Le recours gracieux, un quasi-préalable au recours contentieux devant le juge administratif camerounais

Auteur: giscardtchioffo / Kontchou Brain Trust Law Chambers

Le recours gracieux est une voie de saisine de l’administration […]

Le recours gracieux est une voie de saisine de l’administration par laquelle l’administré sollicite de cette dernière qu’elle puisse rétracter une décision prise par elle et qui fait grief à cet administré. En règle générale, ce recours précède le recours devant le juge administratif. Il est donc un préalable au recours contentieux administratif, c’est ce qui lui vaut généralement le qualificatif de recours gracieux préalable.

   1- Quel est le fondement juridique du recours gracieux comme préalable ?

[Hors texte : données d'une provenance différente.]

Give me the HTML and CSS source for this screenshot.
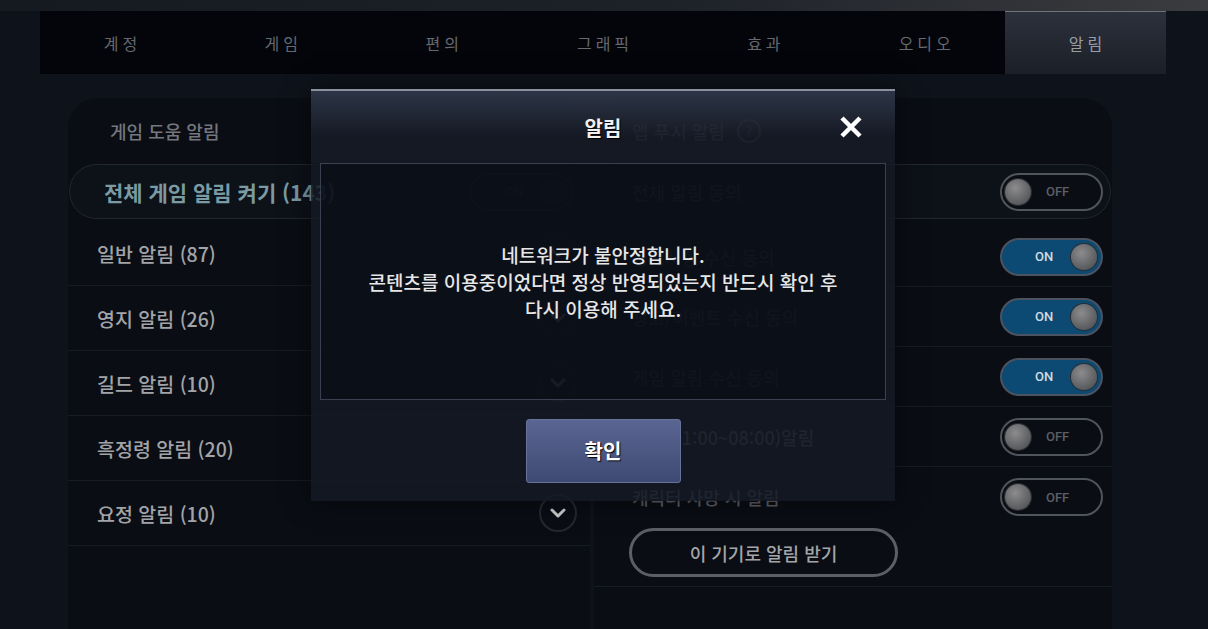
FILE: index.html
```html
<!DOCTYPE html>
<html lang="ko">
<head>
  <meta charset="UTF-8" />
  <title>설정 - 알림</title>
  <link rel="stylesheet" href="styles.css">
</head>
<body>

  <div class="topbar"></div>

  <nav class="tabs">
    <div class="tab">계정</div>
    <div class="tab">게임</div>
    <div class="tab">편의</div>
    <div class="tab">그래픽</div>
    <div class="tab">효과</div>
    <div class="tab">오디오</div>
    <div class="tab active">알림</div>
  </nav>

  <div class="main">
    <section class="panel panel-left">
      <div class="panel-head">게임 도움 알림</div>
      <div class="pill">
        <span class="pill-title">전체 게임 알림 켜기 (143)</span>
        <span class="toggle on dim"><span class="toggle-label">ON</span><span class="knob"></span></span>
      </div>
      <div class="row"><span>일반 알림 (87)</span><span class="chevron"><svg width="34" height="34" viewBox="0 0 34 34"><polyline points="11,14 17,20 23,14" /></svg></span></div>
      <div class="row"><span>영지 알림 (26)</span><span class="chevron"><svg width="34" height="34" viewBox="0 0 34 34"><polyline points="11,14 17,20 23,14" /></svg></span></div>
      <div class="row"><span>길드 알림 (10)</span><span class="chevron"><svg width="34" height="34" viewBox="0 0 34 34"><polyline points="11,14 17,20 23,14" /></svg></span></div>
      <div class="row"><span>흑정령 알림 (20)</span><span class="chevron"><svg width="34" height="34" viewBox="0 0 34 34"><polyline points="11,14 17,20 23,14" /></svg></span></div>
      <div class="row"><span>요정 알림 (10)</span><span class="chevron"><svg width="34" height="34" viewBox="0 0 34 34"><polyline points="11,14 17,20 23,14" /></svg></span></div>
    </section>

    <section class="panel panel-right">
      <div class="panel-head">앱 푸시 알림 <span class="help">?</span></div>
      <div class="pill">
        <span class="pill-title">전체 알림 동의</span>
        <span class="toggle off"><span class="knob"></span><span class="toggle-label">OFF</span></span>
      </div>
      <div class="row"><span>공지사항 수신 동의</span><span class="toggle on"><span class="toggle-label">ON</span><span class="knob"></span></span></div>
      <div class="row"><span>광고/이벤트 수신 동의</span><span class="toggle on"><span class="toggle-label">ON</span><span class="knob"></span></span></div>
      <div class="row"><span>게임 알림 수신 동의</span><span class="toggle on"><span class="toggle-label">ON</span><span class="knob"></span></span></div>
      <div class="row"><span>야간(21:00~08:00)알림</span><span class="toggle off"><span class="knob"></span><span class="toggle-label">OFF</span></span></div>
      <div class="row last"><span>캐릭터 사망 시 알림</span><span class="toggle off"><span class="knob"></span><span class="toggle-label">OFF</span></span></div>
      <div class="device-block">
        <button class="device-btn">이 기기로 알림 받기</button>
      </div>
    </section>
  </div>

  <div class="modal">
    <div class="modal-head">
      <span></span>
      <span class="modal-title">알림</span>
      <span class="modal-close">
        <svg width="24" height="24" viewBox="0 0 24 24"><path d="M3 3 L21 21 M21 3 L3 21" /></svg>
      </span>
    </div>
    <div class="modal-body">
      <p>네트워크가 불안정합니다.<br>콘텐츠를 이용중이었다면 정상 반영되었는지 반드시 확인 후<br>다시 이용해 주세요.</p>
    </div>
    <div class="modal-foot">
      <button class="btn-ok">확인</button>
    </div>
  </div>

</body>
</html>
```

FILE: styles.css
```css
body {
  margin: 0;
  width: 1208px;
  height: 629px;
  overflow: hidden;
  position: relative;
  background: #0e121a;
  font-family: "Noto Sans CJK KR", "Noto Sans", sans-serif;
}

.topbar {
  height: 11px;
  background: linear-gradient(90deg, #151920 0%, #1d2128 55%, #3b3c3f 100%);
}

/* tab bar */
.tabs {
  display: flex;
  margin-left: 40px;
  width: 1126px;
  height: 63px;
  background: #04050a;
}

.tab {
  flex: 1;
  display: flex;
  align-items: center;
  justify-content: center;
  font-size: 16px;
  color: #66696f;
  letter-spacing: 4px;
  padding-left: 4px;
}

.tab.active {
  background: linear-gradient(#2c313c, #1b1f27);
  box-shadow: inset 0 1px 0 #6e727a;
  color: #9a9da2;
}

/* panels */
.main {
  display: flex;
  gap: 4px;
  margin: 24px 0 0 68px;
  width: 1044px;
}

.panel {
  background: #0a0d14;
  border-radius: 30px;
  height: 560px;
}

.panel-left {
  width: 522px;
}

.panel-right {
  width: 518px;
}

.panel-head {
  height: 66px;
  display: flex;
  align-items: center;
  padding-left: 42px;
  font-size: 18px;
  font-weight: 500;
  color: #74777d;
}

.panel-right .panel-head {
  padding-left: 38px;
  gap: 12px;
  color: #5a5e65;
}

.help {
  width: 20px;
  height: 20px;
  border: 2px solid #4a4e55;
  border-radius: 50%;
  font-size: 14px;
  display: flex;
  align-items: center;
  justify-content: center;
}

.pill {
  height: 55px;
  box-sizing: border-box;
  border: 1px solid #22262e;
  border-radius: 28px;
  background: #0d1118;
  display: flex;
  align-items: center;
  justify-content: space-between;
  padding: 0 16px 0 34px;
  margin-left: 1px;
}

.pill-title {
  font-size: 21px;
  font-weight: 700;
  color: #7a9aa4;
}

.panel-right .pill {
  margin-left: 2px;
  margin-right: 1px;
  padding: 0 7px 0 35px;
}

.panel-right .pill-title {
  font-weight: 500;
  font-size: 18px;
  color: #5a5e65;
}

.row {
  height: 65px;
  box-sizing: border-box;
  border-bottom: 1px solid #171b22;
  display: flex;
  align-items: center;
  justify-content: space-between;
  padding: 0 13px 0 29px;
  font-size: 19.5px;
  font-weight: 500;
  color: #a2a4a8;
}

.panel-left .pill + .row {
  margin-top: 2px;
}

.panel-right .row {
  height: 60px;
  padding: 0 9px 0 38px;
  font-size: 18px;
  color: #5a5e65;
}

.panel-right .pill + .row {
  margin-top: 8px;
}

.panel-right .row.last {
  border-bottom: none;
}

.chevron {
  width: 34px;
  height: 34px;
  border: 2px solid #25282f;
  border-radius: 50%;
  display: flex;
}

.chevron polyline {
  fill: none;
  stroke: #cdcdcd;
  stroke-width: 3;
  stroke-linecap: round;
  stroke-linejoin: round;
}

/* switches */
.toggle {
  width: 103px;
  height: 38px;
  box-sizing: border-box;
  border: 2px solid #50545b;
  border-radius: 19px;
  display: flex;
  align-items: center;
  font-family: Roboto, "Noto Sans", sans-serif;
  font-size: 13px;
  font-weight: 500;
}

.toggle.off {
  background: #0a0d13;
  padding-left: 3px;
  color: #5b5f66;
}

.toggle.off .toggle-label {
  margin-left: 15px;
}

.toggle.on {
  background: #0c4a73;
  border-color: #4b5360;
  justify-content: space-between;
  padding: 0 4px 0 33px;
  color: #d4dae0;
}

.toggle.dim {
  background: #10141b;
  border-color: #2a2e36;
  color: #3c4048;
}

.knob {
  width: 26px;
  height: 26px;
  border-radius: 50%;
  background: radial-gradient(circle at 40% 35%, #8c8c8e, #5a5b5e 70%, #47484b);
  box-shadow: 0 0 0 1px #2a2c30;
}

.toggle.dim .knob {
  background: #1c2027;
}

.device-block {
  height: 60px;
  box-sizing: border-box;
  padding: 1px 0 0 35px;
  border-bottom: 1px solid #171b22;
}

.device-btn {
  width: 269px;
  height: 49px;
  border: 3px solid #5c5f64;
  border-radius: 25px;
  background: transparent;
  color: #a3a5a9;
  font-family: "Noto Sans CJK KR", sans-serif;
  font-size: 18px;
  font-weight: 500;
}

/* popup */
.modal {
  position: absolute;
  left: 311px;
  top: 89px;
  width: 584px;
  height: 412px;
  box-sizing: border-box;
  background: rgba(20, 25, 36, 0.84);
  border-top: 2px solid #8a909c;
  box-shadow: 0 0 24px rgba(0, 0, 0, 0.5);
  display: flex;
  flex-direction: column;
}

.modal-head {
  height: 72px;
  display: grid;
  grid-template-columns: 1fr auto 1fr;
  align-items: center;
  background: linear-gradient(rgba(50, 58, 76, 0.85), rgba(24, 29, 40, 0.3) 65%);
}

.modal-title {
  font-size: 20px;
  font-weight: 700;
  color: #f0f0f0;
  text-shadow: 1px 1px 1px #000;
}

.modal-close {
  justify-self: end;
  margin-right: 32px;
  display: flex;
}

.modal-close path {
  stroke: #fff;
  stroke-width: 4.5;
  fill: none;
}

.modal-body {
  margin: 0 9px;
  height: 237px;
  box-sizing: border-box;
  border: 1px solid #39404f;
  background: rgba(6, 10, 18, 0.6);
  display: flex;
  align-items: center;
  justify-content: center;
  text-align: center;
  font-size: 19px;
  font-weight: 500;
  line-height: 27px;
  color: #e6e6e6;
}

.modal-body p {
  margin: 0;
}

.modal-foot {
  flex: 1;
  display: flex;
  align-items: center;
  justify-content: center;
}

.btn-ok {
  width: 155px;
  height: 64px;
  border: 1px solid #66739c;
  border-radius: 3px;
  background: linear-gradient(#5a6692, #3e4a73);
  color: #fff;
  font-family: "Noto Sans CJK KR", sans-serif;
  font-size: 20px;
  font-weight: 700;
  text-shadow: 1px 1px 1px #000;
}
```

Ce mécanisme de déclenchement du procès administratif est consacré par l’article 17 alinéa 1 de la loi n°2006/022 du 29 décembre 2006 fixant l’organisation et le fonctionnement des tribunaux administratifs qui dispose in fine que « le recours devant le tribunal administratif n’est recevable qu’après rejet d’un recours gracieux adressé l’autorité auteur de l’acte attaqué ou à celle statutairement habilitée à représenter la collectivité publique ou l’établissement public en cause ».

   2- Quels sont les délais d’exercice du recours gracieux ?

Les différents délais d’exercice du recours gracieux sont indiqués par l’article 17 alinéa 3 de la loi n°2006/022 du 29 décembre 2006 précitée d’après lequel, « le recours gracieux doit, sous peine de forclusion, être formé : a) dans les trois mois de publication ou de notification de la décision attaquée ; b) en cas de demande -d’indemnisation, dans les six mois suivant la réalisation du dommage ou sa connaissance ; c) en cas d’abstention d’une autorité ayant compétence liée, dans les quatre ans à partir de la date à laquelle ladite autorité était défaillante ». Ces délais ont un caractère impératif et leur non respect entraine automatiquement le rejet du recours contentieux par le juge administratif. C’est par exemple ce qui a été décidé par la chambre administrative de la Cour Suprême dans jugement n°8 du 25 novembre 1976, dans l’affaire Libam Kouang Melchiade contre Etat du Cameroun.

   3- Le juge administratif peut-il dans certains cas recevoir un recours contentieux non précédé d’un recours gracieux ?

Sauf dispositions textuelles contraires (comme en matière contentieux de la suspension, de la dissolution des associations et des organisations non gouvernementales ; du contentieux de la législation, de la suspension, de la dissolution des partis politiques ; du contentieux électoral municipal), en l’absence ou à défaut de preuve de l’introduction d’un recours gracieux, les recours contentieux en annulation ou en indemnisation sont automatiquement déclarés irrecevables par le juge administratif camerounais (voir par exemple dans ce sens, CS/CA, jugement n°17 du 27 janvier 1983, SIMO Thomas c/ Etat du Cameroun ; CS/CA, jugement n°27/98-99 du 29 avril 1999, ETEME ONGOLO Gabriel et autres c/ Etat du Cameroun ; CS/CA , jugement n°12/99-2000 du 25 novembre 1999, NYAMSI KETSEMENT et autres c/ Etat du Cameroun ; CS/CA, jugement n°13/99-2000 du 25 novembre 1999, AHANDA NOAH Joseph Michel c/ Etat du Cameroun ; CS/CA, jugement n°68/99-2000 du 28 septembre 2000, NCHE Simon TABONG c/ Etat du Cameroun).

Si le recours gracieux est rejeté conformément à l’article 17 alinéa 2 de la loi n°2006/022 du 29 décembre 2006 précitée selon lequel « constitue un rejet du recours gracieux, le silence gardé par l’autorité pendant un délai de trois mois sur une demande ou réclamation qui lui est adressée. Ce délai court à compter de la notification du recours gracieux », le recourant est en droit de saisir le juge administratif d’un recours contentieux pour le règlement du litige.